I also made note of how the playoffs in baseball haven't been that exciting recently. But now I realize that not only is it the fact that so few series go the distance (not a single MLB playoff series went to a deciding game this year) but the games are excruciatingly long. I did a quick check of the average game time in the playoffs this year and was stunned to find it coming it at 3:37! Excluding 4 extra-inning games, it's still a laborious 3:28. Only one game came in under 3 hours!

So MLB playoff games are 45 minutes longer than those in the regular season. That's over 25% more time for the same number of innings. I thought TV might be to blame, but they only get an extra 15 seconds per inning break. So it's just all the posturing, mound visits, pitching changes, and gamesmanship that makes these games much duller than they ought to be. I like baseball, but if games were 9 hours long, I wouldn't be watching either. Let's pick up the pace guys!

What's really interesting to me though is that Japanese playoff games are pretty much the same length as those in the regular season. Through game 5 of the Japan Series, the average was 3:20, just 7 minutes longer than their regular season average and a full 17 minutes shorter than the MLB playoffs. I've often thought that a regular season NPB game is treated like a playoff game - even in a blowout, there's more time between pitches and it seems to be that both teams are still playing seriously when the game is already decided. It's a small statistical sample, but there's certainly less difference between the regular season and playoffs over here.

World Series Thoughts

The Yankees win, Theeeeeeeee Ah shut up. Unfortunately I put my last $200 million into the stock market last year, so I couldn't afford to buy me a World Series this season. The Yankees had no such problem though. Must be fun to be a Yankees fan, just spend, spend, spend and take the World Series every few years. I hate the way major league baseball is run now.

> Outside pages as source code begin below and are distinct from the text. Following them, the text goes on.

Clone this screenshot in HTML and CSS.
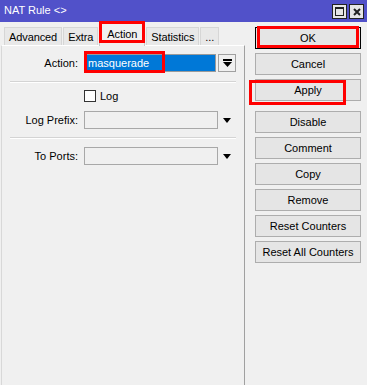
FILE: index.html
```html
<!DOCTYPE html>
<html>
<head>
<meta charset="utf-8">
<title>NAT Rule</title>
<link rel="stylesheet" href="styles.css">
</head>
<body>
<div class="win">
  <div class="win-title">
    <span class="win-title_text">NAT Rule &lt;&gt;</span>
    <div class="win-title_btns">
      <span class="win-btn">
        <svg width="9" height="9" viewBox="0 0 9 9"><rect x="0.5" y="0.5" width="8" height="8" fill="none" stroke="#222"/><rect x="0" y="0" width="9" height="2" fill="#222"/></svg>
      </span>
      <span class="win-btn">
        <svg width="8" height="8" viewBox="0 0 8 8"><path d="M1 1L7 7M7 1L1 7" stroke="#222" stroke-width="2"/></svg>
      </span>
    </div>
  </div>

  <div class="win-body">
    <div class="editor">
      <div class="tabs">
        <span class="tab">Advanced</span>
        <span class="tab">Extra</span>
        <span class="tab tab_active">Action</span>
        <span class="tab">Statistics</span>
        <span class="tab">...</span>
      </div>

      <div class="panel">
        <div class="field-row field-row_action">
          <span class="field-label">Action:</span>
          <div class="select">masquerade</div>
          <span class="dd-btn">
            <svg width="9" height="8" viewBox="0 0 9 8"><rect x="0" y="0" width="9" height="2" fill="#000"/><path d="M0 3H9L4.5 8Z" fill="#000"/></svg>
          </span>
        </div>

        <div class="sep"></div>

        <div class="field-row field-row_check">
          <span class="checkbox"></span>
          <span class="check-label">Log</span>
        </div>

        <div class="field-row field-row_prefix">
          <span class="field-label">Log Prefix:</span>
          <div class="text-input"></div>
          <span class="tri"></span>
        </div>

        <div class="sep sep_second"></div>

        <div class="field-row field-row_ports">
          <span class="field-label">To Ports:</span>
          <div class="text-input"></div>
          <span class="tri"></span>
        </div>
      </div>
    </div>

    <div class="actions">
      <span class="btn btn_default">OK</span>
      <span class="btn">Cancel</span>
      <span class="btn">Apply</span>
      <span class="btn btn_gap">Disable</span>
      <span class="btn">Comment</span>
      <span class="btn">Copy</span>
      <span class="btn">Remove</span>
      <span class="btn">Reset Counters</span>
      <span class="btn">Reset All Counters</span>
    </div>
  </div>

  <!-- red highlight boxes drawn over the window -->
  <div class="mark mark_tab"></div>
  <div class="mark mark_value"></div>
  <div class="mark mark_ok"></div>
  <div class="mark mark_apply"></div>
</div>
</body>
</html>
```

FILE: styles.css
```css
body {
  margin: 0;
  background-color: #f0f0f0;
  font-family: "Liberation Sans", Arial, sans-serif;
  font-size: 11px;
  color: #000;
}

.win {
  position: relative;
  width: 367px;
  height: 385px;
  overflow: hidden;
  background-color: #f0f0f0;
}

/* title bar */
.win-title {
  display: flex;
  align-items: center;
  justify-content: space-between;
  height: 22px;
  padding: 0 3px 0 4px;
  background-color: #5151c9;
  color: #fff;
}
.win-title_text {
  margin-top: 4px;
  margin-bottom: 1px;
  align-self: flex-start;
}
.win-title_btns {
  display: flex;
  gap: 2px;
  align-self: flex-start;
  margin-top: 4px;
}
.win-btn {
  display: flex;
  align-items: center;
  justify-content: center;
  width: 13px;
  height: 13px;
  border: 1px solid #222;
  background-color: #e6e6e6;
}

/* body */
.win-body {
  display: flex;
  height: 363px;
}

.editor {
  display: flex;
  flex-direction: column;
  width: 245px;
}

.tabs {
  display: flex;
  align-items: flex-end;
  height: 23px;
  padding-left: 4px;
}
.tab {
  display: flex;
  align-items: center;
  height: 17px;
  padding: 0 4px;
  border: 1px solid #d6d6d6;
  border-bottom: none;
  background-color: #e8e8e8;
  margin-right: 1px;
  letter-spacing: -0.1px;
}
.tab_active {
  height: 20px;
  padding: 0 7px 2px;
  margin-bottom: -1px;
  background-color: #f0f0f0;
  border-color: #c8c8c8;
  position: relative;
  z-index: 1;
}

.panel {
  flex: 1;
  margin-left: 1px;
  border-top: 1px solid #fff;
  border-left: 1px solid #d8d8d8;
  border-right: 1px solid #a0a0a0;
}

.field-row {
  display: flex;
  align-items: center;
}
.field-label {
  width: 76px;
  text-align: right;
  margin-right: 6px;
}
.field-row_action {
  height: 18px;
  margin-top: 8px;
}
.field-row_check {
  height: 12px;
  margin-top: 7px;
  padding-left: 82px;
}
.field-row_prefix {
  height: 18px;
  margin-top: 9px;
}
.field-row_ports {
  height: 18px;
  margin-top: 8px;
}

.select {
  box-sizing: border-box;
  width: 132px;
  height: 18px;
  padding-left: 3px;
  line-height: 16px;
  border: 1px solid #9a9a9a;
  background-color: #0078d7;
  color: #fff;
}
.dd-btn {
  display: flex;
  align-items: center;
  justify-content: center;
  box-sizing: border-box;
  width: 18px;
  height: 18px;
  margin-left: 2px;
  border: 1px solid #a0a0a0;
  background-color: #f0f0f0;
}

.sep {
  height: 1px;
  margin: 9px 8px 0;
  background-color: #d4d4d4;
  border-bottom: 1px solid #fff;
}
.sep_second {
  margin-top: 8px;
}

.checkbox {
  box-sizing: border-box;
  width: 12px;
  height: 12px;
  border: 1px solid #333;
  background-color: #fff;
}
.check-label {
  margin-left: 4px;
}

.text-input {
  box-sizing: border-box;
  width: 134px;
  height: 18px;
  border: 1px solid #a8a8a8;
  background-color: #f0f0f0;
}
.tri {
  width: 0;
  height: 0;
  margin-left: 5px;
  border-left: 4.5px solid transparent;
  border-right: 4.5px solid transparent;
  border-top: 5px solid #000;
}

/* right side buttons */
.actions {
  display: flex;
  flex-direction: column;
  gap: 4px;
  width: 106px;
  padding: 5px 0 0 10px;
}
.btn {
  box-sizing: border-box;
  display: flex;
  align-items: center;
  justify-content: center;
  height: 22px;
  border: 1px solid #adadad;
  background-color: #e5e5e5;
}
.btn_default {
  border-color: #000;
}
.btn_gap {
  margin-top: 6px;
}

/* red annotation boxes */
.mark {
  position: absolute;
  box-sizing: border-box;
  border: 3px solid #f00;
  z-index: 5;
}
.mark_tab {
  left: 99px;
  top: 21px;
  width: 46px;
  height: 22px;
}
.mark_value {
  left: 84px;
  top: 51px;
  width: 81px;
  height: 22px;
}
.mark_ok {
  left: 257px;
  top: 26px;
  width: 102px;
  height: 22px;
}
.mark_apply {
  left: 249px;
  top: 80px;
  width: 97px;
  height: 25px;
}
```
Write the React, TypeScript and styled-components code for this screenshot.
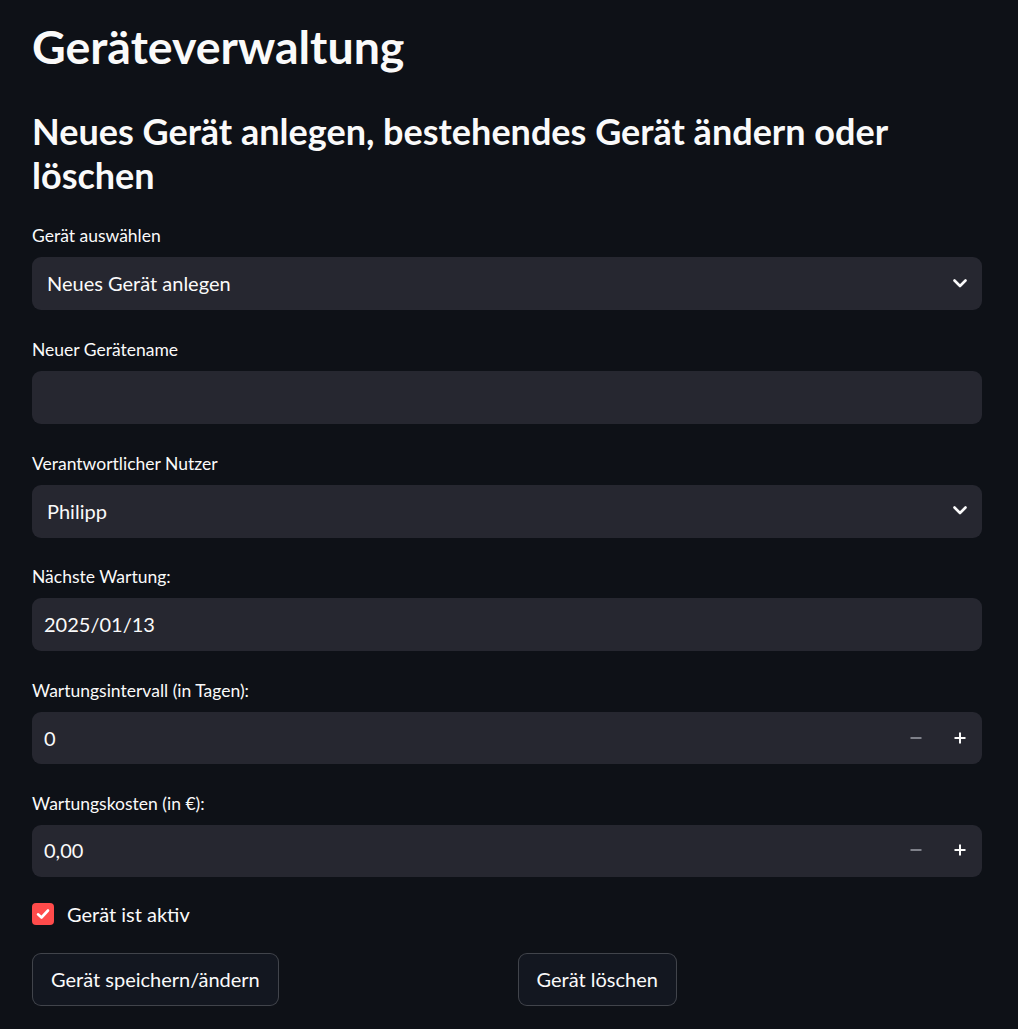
import React from "react";
import styled, { createGlobalStyle } from "styled-components";

const Global = createGlobalStyle`
  html, body { margin: 0; padding: 0; background: #0e1117; }
  body { font-family: "Lato", "Source Sans Pro", "Noto Sans", sans-serif; color: #fafafa; }
  * { box-sizing: border-box; }
`;

const Page = styled.main`
  width: 1018px;
  min-height: 1029px;
  padding: 18px 36px 0 32px;
  display: flex;
  flex-direction: column;
`;

const Title = styled.h1`
  margin: 0;
  font-size: 46.5px;
  line-height: 56px;
  font-weight: 700;
  color: #fafafa;
`;

const SubTitle = styled.h2`
  margin: 35px 0 0 0;
  font-size: 36px;
  line-height: 44px;
  font-weight: 700;
  color: #fafafa;
`;

const Form = styled.div`
  margin-top: 27px;
  display: flex;
  flex-direction: column;
  gap: 27.8px;
`;

const Field = styled.div`
  display: flex;
  flex-direction: column;
  gap: 9px;
`;

const Label = styled.label`
  font-size: 17.5px;
  line-height: 24px;
  color: #fafafa;
`;

const Control = styled.div<{ $pad?: number; $h?: number }>`
  height: ${(p) => p.$h ?? 53}px;
  background: #262730;
  border-radius: 9px;
  display: flex;
  align-items: center;
  padding-left: ${(p) => p.$pad ?? 15}px;
  padding-bottom: 1px;
  font-size: 20px;
  color: #fafafa;
`;

const Value = styled.span`
  flex: 1;
`;

const IconSlot = styled.span`
  width: 44px;
  height: 100%;
  display: flex;
  align-items: center;
  justify-content: center;
`;

const StepButton = styled.span`
  width: 44px;
  height: 100%;
  display: flex;
  align-items: center;
  justify-content: center;
`;

const CheckRow = styled.div`
  display: flex;
  align-items: center;
  gap: 13px;
  margin-top: -3px;
  font-size: 20px;
  line-height: 24px;
`;

const Box = styled.span`
  width: 22px;
  height: 22px;
  border-radius: 4px;
  background: #ff4b4b;
  display: flex;
  align-items: center;
  justify-content: center;
`;

const Buttons = styled.div`
  display: grid;
  grid-template-columns: 1fr 1fr;
  column-gap: 21px;
  margin-top: -1px;
`;

const Button = styled.button`
  justify-self: start;
  height: 53px;
  padding: 0 18px;
  border-radius: 9px;
  border: 1px solid rgba(250, 250, 250, 0.2);
  background: #131720;
  color: #fafafa;
  font-family: inherit;
  font-size: 20px;
`;

const Chevron = () => (
  <svg width="14" height="9" viewBox="0 0 14 9">
    <polyline points="1.5,1.5 7,7 12.5,1.5" fill="none" stroke="#fafafa" strokeWidth="2.6" strokeLinecap="round" strokeLinejoin="round" />
  </svg>
);

const Minus = () => (
  <svg width="12" height="12" viewBox="0 0 12 12">
    <rect x="0.5" y="5" width="11" height="2" fill="#7f818a" />
  </svg>
);

const Plus = () => (
  <svg width="12" height="12" viewBox="0 0 12 12">
    <rect x="0.5" y="5" width="11" height="2" fill="#fafafa" />
    <rect x="5" y="0.5" width="2" height="11" fill="#fafafa" />
  </svg>
);

const Check = () => (
  <svg width="16" height="16" viewBox="0 0 16 16">
    <polyline points="3,8.3 6.5,11.5 13,4.5" fill="none" stroke="#ffffff" strokeWidth="2.6" strokeLinecap="round" strokeLinejoin="round" />
  </svg>
);

const SelectField = ({ label, value }: { label: string; value: string }) => (
  <Field>
    <Label>{label}</Label>
    <Control>
      <Value>{value}</Value>
      <IconSlot><Chevron /></IconSlot>
    </Control>
  </Field>
);

const TextField = ({ label, value }: { label: string; value: string }) => (
  <Field>
    <Label>{label}</Label>
    <Control $pad={12}>
      <Value>{value}</Value>
    </Control>
  </Field>
);

const NumberField = ({ label, value }: { label: string; value: string }) => (
  <Field>
    <Label>{label}</Label>
    <Control $pad={12} $h={52}>
      <Value>{value}</Value>
      <StepButton><Minus /></StepButton>
      <StepButton><Plus /></StepButton>
    </Control>
  </Field>
);

export default function App() {
  return (
    <>
      <Global />
      <Page>
        <Title>Geräteverwaltung</Title>
        <SubTitle>Neues Gerät anlegen, bestehendes Gerät ändern oder löschen</SubTitle>
        <Form>
          <SelectField label="Gerät auswählen" value="Neues Gerät anlegen" />
          <TextField label="Neuer Gerätename" value="" />
          <SelectField label="Verantwortlicher Nutzer" value="Philipp" />
          <TextField label="Nächste Wartung:" value="2025/01/13" />
          <NumberField label="Wartungsintervall (in Tagen):" value="0" />
          <NumberField label="Wartungskosten (in €):" value="0,00" />
          <CheckRow>
            <Box><Check /></Box>
            <span>Gerät ist aktiv</span>
          </CheckRow>
          <Buttons>
            <Button>Gerät speichern/ändern</Button>
            <Button>Gerät löschen</Button>
          </Buttons>
        </Form>
      </Page>
    </>
  );
}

Frankly, I thought that the Yankees would not win when the season began; mainly because I felt Sabathia and Burnett weren't that good. I was wrong. And Andy Pettite, who looked washed up against the Jays back in July, was back to his old self in the playoffs. With those 3 on the hill and Marte and Rivera in the pen, you've got a chance. Doesn't hurt to have Jeter, A-Rod, Teixeira, and Cano in your lineup either.

It seemed like a dull series; I didn't watch much of it as I am still working and my boss didn't seem to like the idea of me watching MLB.TV on my computer. But the games weren't particularly close and I don't think there were any classic moments we'll be talking about for years to come. Just more proof in my mind that the MLB playoffs are overrated.

There was one bright spot in Hideki Matsui getting the MVP. Despite his playing for the Giants here and then the Yankees there, I've always rooted for Matsui to do well. He's quiet, efficient, and a pretty decent hitter to boot. He can't play defense any more with his wonky knees, but after his performance in the playoffs, I don't see why he won't get a shot to be the DH somewhere in the States again next year.

Japan Series Thoughts

Over here, the Yomiuri Giants have taken a 3-2 lead over the Nippon Ham Fighters. The Giants are Japan's equivalent of the Yankees - they spend lots of money and are universally hated, except by their obnoxious fans.

Game 5 was last night and certainly one to remember, except for a certain Fighters reliever. By the time I got home, it was in the 8th inning and the Fighters led 1-0. In the bottom of the 8th, the Giants had a runner on second and wily veteran Noriyoshi Ohmichi was batting. This was the guy who hit a game-winning homer in a minor league game I saw back in July. What was amazing is that his hit was in the bottom of the 11th with two out - in other words, he was the last batter because games stop after 11 innings. So even though the Giants beat the Swallows, I was actually happy that he homered as it avoided a 0-0 tie, an obscenity in baseball.

Anyway, after a wild pickoff throw allowed the runner to advance to third, Ohmichi battled before finally fisting a single to right to tie the game. Truly a clutch hit and probably his last big moment on the national stage.

But the Fighters were not to be deterred. In their 9th, Shinji Takahashi homered to make it 2-1. In the bottom half, it was up to Hisahi Takeda to hold off the heart of the Giants order and send the Fighters back to Sapporo up 3-2 . But the ghost of Byung-Hyun Kim's career made an appearance. A leadoff homer by Yoshiyuki Kamei tied the game. Then with 1 out, catcher Shinnosuke Abe came to the plate and cranked one. Back, back, back and gone! Ah crap. 3-2 for the Giants and the Fighters take one in the gut. I'm not sure if they can recover from this sort of loss, but games 6 and hopefully 7 are this weekend, so I'll let you know what happens.

Update (11/8). The Giants won game 6 2-0 (in just 3:02) and took the series 4-2. A depressing end to the baseball season as both the Yankees and Giants won their respective series.